8. The Dead Sea Scrolls
The Dead Sea Scrolls discovery was the greatest in literary history, since it unearthed hundreds of mainly Hebrew texts long since forgotten. Many have religious significance and have provided researchers with boundless opportunities for understanding the history of Judaism and Christianity.
9. Screaming Mummies
People used to wonder why mummies look like they are screaming, the possibility that they suffered a horrible death was so frightening a possibility though that some people never wanted to find out. But apparently the reason is simple: after death the head drops back, opening the jaw. 
10. Sacsayhuaman
These stones were actually cut without modern devices and machines yet fit in such a way that it is not possible to slide a sheet of paper between them. It took 70 years for 20,000 men to work at this site.
11. Newgrange, Ireland
If you want to come here during the winter solstice of December 21st to see the chamber illuminated from the inside you will have to win the lottery arranged just for the purpose, since only 50 people will be permitted. This structure with no known purpose was built around the year 3000BC, making it older than even Stone Henge. 
12. Blood sacrifice
It was paintings such as this that revealed the terrible truth about American human sacrifices, yet some only believed when gruesome archaeological discoveries undeniably confirmed the truth. 

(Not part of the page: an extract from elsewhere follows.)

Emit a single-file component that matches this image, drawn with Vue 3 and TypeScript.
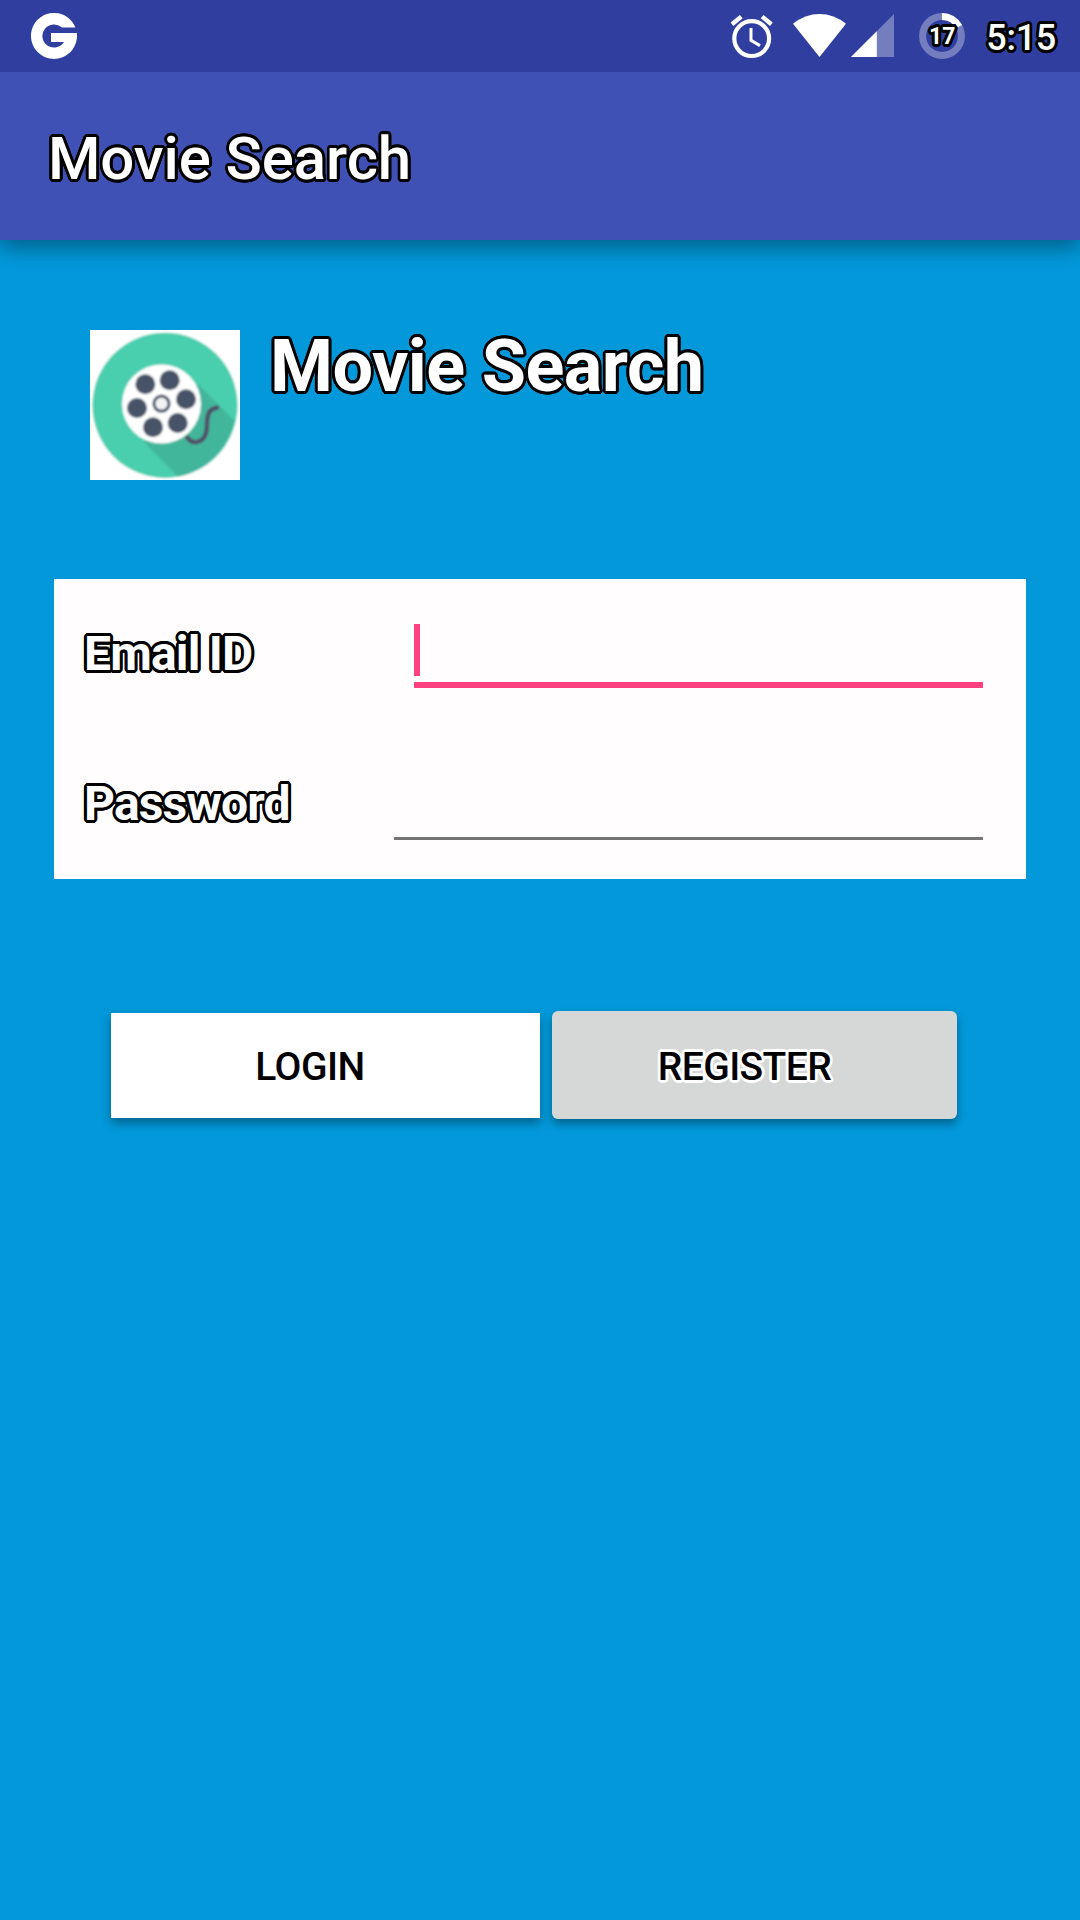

13. The Grauballe Man, Denmark
It is believed that this male was also a ritually slain victim. His body is so incredibly preserved 2,300 years after his death at the age of 30, due to its location in a peat bog which prevented oxidization. 
14. The Terra Cotta Warriors, China
This army of individually carved warriors serve to protect their emperor, who was reputed to be China's first. Accompanying him on his journey to the afterlife are also dancers and even horses.
15. The Rosetta Stone, Egypt
This stone is written in 3 languages, which helped scholars finally decipher how to read ancient Egyptian. The Rosetta Stone has since become proverbial for a discovery that unlocks the secrets of history. 
16. Gobekli Tepe, Turkey
Originally believed to be a 6,000 cemetery, prolonged excavation actually revealed it to be the world's first ever cathedral built on a hill. 
17. The Sunken Skulls' Tomb, Sweden
This prehistoric tomb site has so far yielded 11 buried skulls of ancient hunters. Whether they are enemies slain in battle, or beloved family is still unknown.
18. The Olmec Colossal Heads, Mexico
These amazing sculpted boulders are said to represent local rulers. But the incredible thing about them is their scale. Each one weighs around 50 tons. 
19. The Voynich Manuscript, Italy
Whoever wrote this book left the instructions elsewhere. No one knows what the words actually mean since it is written in a unique and still as yet undecipherable code. 
20. Rapa Nui, Easter Island
The amazing Moai statues that are almost the only remains of the former inhabitants of Easter Island are quite unique. Their elongated faces thrill visitors to this bizarre and mysterious island in the middle of the Pacific.  
21. The Library of Ashurbanipal, Iraq
When this library was discovered, historians rejoiced at their luck. Arranged by King Ashurbanipal, the library contains 30,000 clay tablets containing information on the several important civilizations that ruled in these territories: the Assyrians, Sumerians, Akkadians, and Babylonians. 
22. The Headless Vikings of Dorset, England
In England, people often believe the Vikings were the brutal ones, but one grizzly story painted a much greyer picture of history. In Somerset, 2009, were discovered 54 decapitated Viking skeletons who had been overpowered by Anglo-Saxon locals. 
23. The Vampire of Venice
This poor woman actually had a brick forced through her mouth at her death. This was meant to stop her feeding on plague victims, meaning she was considered a witch-vampire. 
24. The first chemical warfare in history
Chemical warfare was invented by the ancient Persians when they filled this tunnel with fiery sulfur and bitumen, killing scores of Roman soldiers. The year was 256AD.
25. The Antikythera Mechanism, Greece
No one has yet worked out how the Greeks built this device, and it took them 70 years to even figure out what it was. It was, in fact, a machine which accurately tracked the movement of the heavens with a rotating hand, rather like a clock. This would put the invention of the clock back some 1500 years. Simply staggering.